For what would have Zidane made of the work tasks handed out by Drillo? Oh, yes. He would have accommodated Drillo’s domineering words – he’s a class player after all! Or would he have been frustrated by the fact that Drillo had taken away the freedom of choice, the sense of play? He would not have accepted it. As with the other sensitive top players, he would have been nothing without his own freedom of choice and creativity. Drillo has made the manager into a hero or a scapegoat. Through his writings, which I have read, he has deprived the players of a great deal of “power” and made the manager’s decisions crucial.
I see little hope for my possible career in the future, here in the country at least. I will probably end up taking my bag and going south. Adjust myself to the circumstances here? Football isn’t fun anymore, Egil Olsen. The training sessions have become a chore. Remove all the warnings and requirements and put me up against any player.

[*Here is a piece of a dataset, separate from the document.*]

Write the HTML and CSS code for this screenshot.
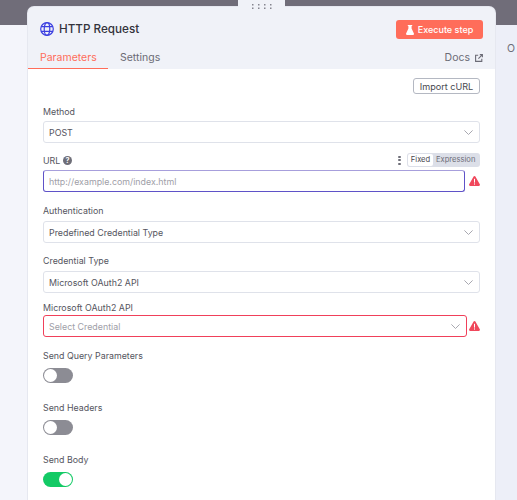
FILE: index.html
```html
<!DOCTYPE html>
<html lang="en">
<head>
<meta charset="utf-8">
<title>HTTP Request</title>
<link rel="stylesheet" href="styles.css">
</head>
<body>
<div class="scrim"></div>
<div class="output-label">O</div>
<main class="panel">
  <div class="handle">
    <svg width="20" height="6" viewBox="0 0 20 6"><g fill="#85858f"><rect x="0" y="0" width="1.500" height="1.500"/><rect x="6" y="0" width="1.500" height="1.500"/><rect x="12" y="0" width="1.500" height="1.500"/><rect x="18" y="0" width="1.500" height="1.500"/><rect x="0" y="3.500" width="1.500" height="1.500"/><rect x="6" y="3.500" width="1.500" height="1.500"/><rect x="12" y="3.500" width="1.500" height="1.500"/><rect x="18" y="3.500" width="1.500" height="1.500"/></g></svg>
  </div>
  <header class="head">
    <div class="title-row">
      <div class="title">
        <svg width="14" height="14" viewBox="0 0 14 14" fill="none" stroke="#3b3fe0" stroke-width="1.200"><circle cx="7" cy="7" r="6.300"/><ellipse cx="7" cy="7" rx="2.800" ry="6.300"/><path d="M1.200 4.700h11.600M1.200 9.300h11.600"/></svg>
        <span>HTTP Request</span>
      </div>
      <button class="exec">
        <svg width="8" height="10" viewBox="0 0 8 10"><path d="M1.800 0h4.400v1H5.600v2.600l2.300 5c.3.600-.1 1.400-.8 1.400H.9C.2 10-.2 9.200.1 8.600l2.300-5V1h-.6z" fill="#fff"/></svg>
        <span>Execute step</span>
      </button>
    </div>
    <nav class="tabs">
      <span class="tab active">Parameters</span>
      <span class="tab">Settings</span>
      <span class="docs">Docs
        <svg width="8" height="8" viewBox="0 0 8 8" fill="none" stroke="#6b6b76" stroke-width="1.100"><path d="M6.800 4.800v2.600H.6V1.200h2.600M3.400 4.600 7.400.6M4.800.6h2.600v2.600"/></svg>
      </span>
    </nav>
  </header>
  <section class="body">
    <div class="import-row"><button class="import">Import cURL</button></div>

    <div class="label method-label">Method</div>
    <div class="select">POST<svg class="chev" width="9" height="5" viewBox="0 0 9 5" fill="none" stroke="#a8a8b0" stroke-width="1"><path d="M.4.400 4.500 4.500 8.600.4"/></svg></div>

    <div class="label-row">
      <div class="label-inline">URL
        <svg width="9" height="9" viewBox="0 0 10 10"><circle cx="5" cy="5" r="5" fill="#6e6e78"/><text x="5" y="8" text-anchor="middle" class="help-q">?</text></svg>
      </div>
      <div class="mode">
        <span class="kebab"><i></i><i></i><i></i></span>
        <div class="toggle"><span class="toggle-on">Fixed</span><span class="toggle-off">Expression</span></div>
      </div>
    </div>
    <div class="with-warn">
      <div class="input">http://example.com/index.html</div>
      <svg class="warn" width="11" height="10" viewBox="0 0 11 10"><path d="M5.500 0c.4 0 .7.200.9.500l4.400 7.800c.4.700-.1 1.700-.9 1.700H1.100C.3 10-.2 9 .2 8.300L4.600.5C4.800.200 5.100 0 5.500 0z" fill="#f0485c"/><rect x="5" y="2.800" width="1" height="3.800" fill="#fff"/><rect x="5" y="7.400" width="1" height="1.200" fill="#fff"/></svg>
    </div>

    <div class="label auth-label">Authentication</div>
    <div class="select">Predefined Credential Type<svg class="chev" width="9" height="5" viewBox="0 0 9 5" fill="none" stroke="#a8a8b0" stroke-width="1"><path d="M.4.400 4.500 4.500 8.600.4"/></svg></div>

    <div class="label cred-label">Credential Type</div>
    <div class="select">Microsoft OAuth2 API<svg class="chev" width="9" height="5" viewBox="0 0 9 5" fill="none" stroke="#a8a8b0" stroke-width="1"><path d="M.4.400 4.500 4.500 8.600.4"/></svg></div>

    <div class="label oauth-label">Microsoft OAuth2 API</div>
    <div class="with-warn tight">
      <div class="select error">Select Credential<svg class="chev" width="9" height="5" viewBox="0 0 9 5" fill="none" stroke="#a8a8b0" stroke-width="1"><path d="M.4.400 4.500 4.500 8.600.4"/></svg></div>
      <svg class="warn" width="11" height="10" viewBox="0 0 11 10"><path d="M5.500 0c.4 0 .7.200.9.500l4.400 7.800c.4.700-.1 1.700-.9 1.700H1.100C.3 10-.2 9 .2 8.300L4.600.5C4.800.200 5.100 0 5.500 0z" fill="#f0485c"/><rect x="5" y="2.800" width="1" height="3.800" fill="#fff"/><rect x="5" y="7.400" width="1" height="1.200" fill="#fff"/></svg>
    </div>

    <div class="switches">
      <div class="switch-field">
        <div class="label">Send Query Parameters</div>
        <div class="switch"><i></i></div>
      </div>
      <div class="switch-field">
        <div class="label">Send Headers</div>
        <div class="switch"><i></i></div>
      </div>
      <div class="switch-field">
        <div class="label">Send Body</div>
        <div class="switch on"><i></i></div>
      </div>
    </div>
  </section>
</main>
</body>
</html>
```
FILE: styles.css
```css
* { box-sizing: border-box; }
body {
  margin: 0;
  height: 500px;
  overflow: hidden;
  background: linear-gradient(90deg, #f4f5fb 0 495px, #edeff8 495px);
  font-family: Inter, "Liberation Sans", sans-serif;
  color: #555560;
  font-size: 10px;
}
.scrim { position: absolute; left: 0; top: 0; width: 100%; height: 25px; background: #706d79; }
.output-label { position: absolute; left: 507px; top: 42px; font-size: 10.500px; line-height: 13px; color: #6e6e78; }
.panel {
  position: relative;
  margin: 7px 0 0 28px;
  width: 467px;
  height: 493px;
  border-radius: 6px 6px 0 0;
  background: #f0f2f8;
  box-shadow: 0 0 0 1px #e6e8f0;
}
.handle {
  position: absolute;
  left: 210px;
  top: -7px;
  width: 47px;
  height: 9px;
  background: #f0f2f8;
  display: flex;
  justify-content: center;
  padding-top: 4px;
}
.head { height: 62px; padding: 13px 12px 0; display: flex; flex-direction: column; justify-content: space-between; }
.title-row { display: flex; justify-content: space-between; align-items: flex-start; }
.title { display: flex; align-items: center; gap: 5px; font-size: 11.700px; color: #33333b; font-weight: 500; margin-top: 2px; }
.exec {
  display: flex; align-items: center; gap: 4px;
  height: 19px; width: 87px; justify-content: center;
  background: #ff6d5a; color: #fff; border: 0; border-radius: 3px;
  font: 500 9px Inter, sans-serif; padding: 0;
}
.tabs { display: flex; align-items: flex-start; margin: 0 -12px; font-size: 10.500px; line-height: 14px; }
.tab { padding: 4px 12px 0; height: 22px; color: #6b6b76; }
.tab.active { color: #ff6d5a; border-bottom: 1px solid #ff6d5a; width: 80px; }
.docs { margin-left: auto; padding: 4px 12px 0; color: #6b6b76; display: flex; gap: 5px; align-items: center; }
.body { background: #fff; height: 431px; padding: 9px 15px 0; }
.import-row { display: flex; justify-content: flex-end; }
.import {
  height: 16px; width: 67px; border: 1px solid #b4b8c2; border-radius: 3px;
  background: #fff; color: #47474f; font: 400 9.100px Inter, sans-serif; padding: 0;
}
.label { font-size: 8.850px; color: #555560; line-height: 12px; }
.method-label { margin: 12px 0 3px; }
.auth-label { margin: 13px 0 4px; }
.cred-label { margin: 12px 0 4px; }
.oauth-label { margin: 9px 0 1px; }
.select {
  height: 22px; border: 1px solid #dfe2ea; border-radius: 3px;
  background: #fff; padding: 0 6px 0 5px; display: flex; align-items: center; justify-content: space-between;
  font-size: 8.850px; color: #555560; flex: 1;
}
.chev { flex: none; }
.label-row { display: flex; justify-content: space-between; align-items: center; margin: 10px 0 3px; height: 14px; }
.label-inline { display: flex; align-items: center; gap: 3px; font-size: 8.850px; color: #555560; }
.help-q { font: 700 8px Inter, sans-serif; fill: #fff; }
.mode { display: flex; align-items: center; gap: 6px; }
.kebab { display: flex; flex-direction: column; gap: 1.500px; }
.kebab i { width: 3px; height: 2px; background: #6e6e78; border-radius: 1px; display: block; }
.toggle { display: flex; background: #dcdfe8; border-radius: 3px; padding: 1px; height: 14px; width: 73px; font-size: 7.600px; align-items: stretch; }
.toggle-on { background: #fff; border-radius: 2px; width: 25px; text-align: center; color: #47474f; line-height: 12px; }
.toggle-off { padding-left: 3px; color: #6e6e78; line-height: 12px; }
.with-warn { display: flex; align-items: center; gap: 4px; }
.with-warn.tight { gap: 2px; }
.warn { flex: none; }
.input {
  flex: 1; height: 22px; border: 1px solid #5f52c8; border-top-color: #a79fdc; border-radius: 3px;
  background: #fff; padding: 0 5px; display: flex; align-items: center; font-size: 8.850px; color: #a0a0a8;
}
.select.error { border-color: #f0405a; color: #a0a0a8; }
.switches { display: flex; flex-direction: column; gap: 19px; margin-top: 13px; }
.switch { width: 30px; height: 15px; border-radius: 8px; background: #8c8c94; margin-top: 6px; padding: 1px; display: flex; }
.switch i { width: 13px; height: 13px; border-radius: 50%; background: #fff; display: block; }
.switch.on { background: #13ca65; justify-content: flex-end; }
```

I will do it well because I will get to act myself, make my choices with the ball and pick from my archive of learned skills. And I will have fun.
Fun. Results are the most important. Those are what are remembered, it is said. I don’t know how Egil Olsen looks at life, but I always put happiness and enjoyment at the top, and ultimately, it is the playing of the game itself that makes one happy, not the results. Better to lose a game exercising one’s freedom of choice and having fun than winning one with rigid demands and systems. I think that in time, one could have one’s cake and eat it, too, as the saying goes, but Egil “Drillo” Olsen came and destroyed it all – for me.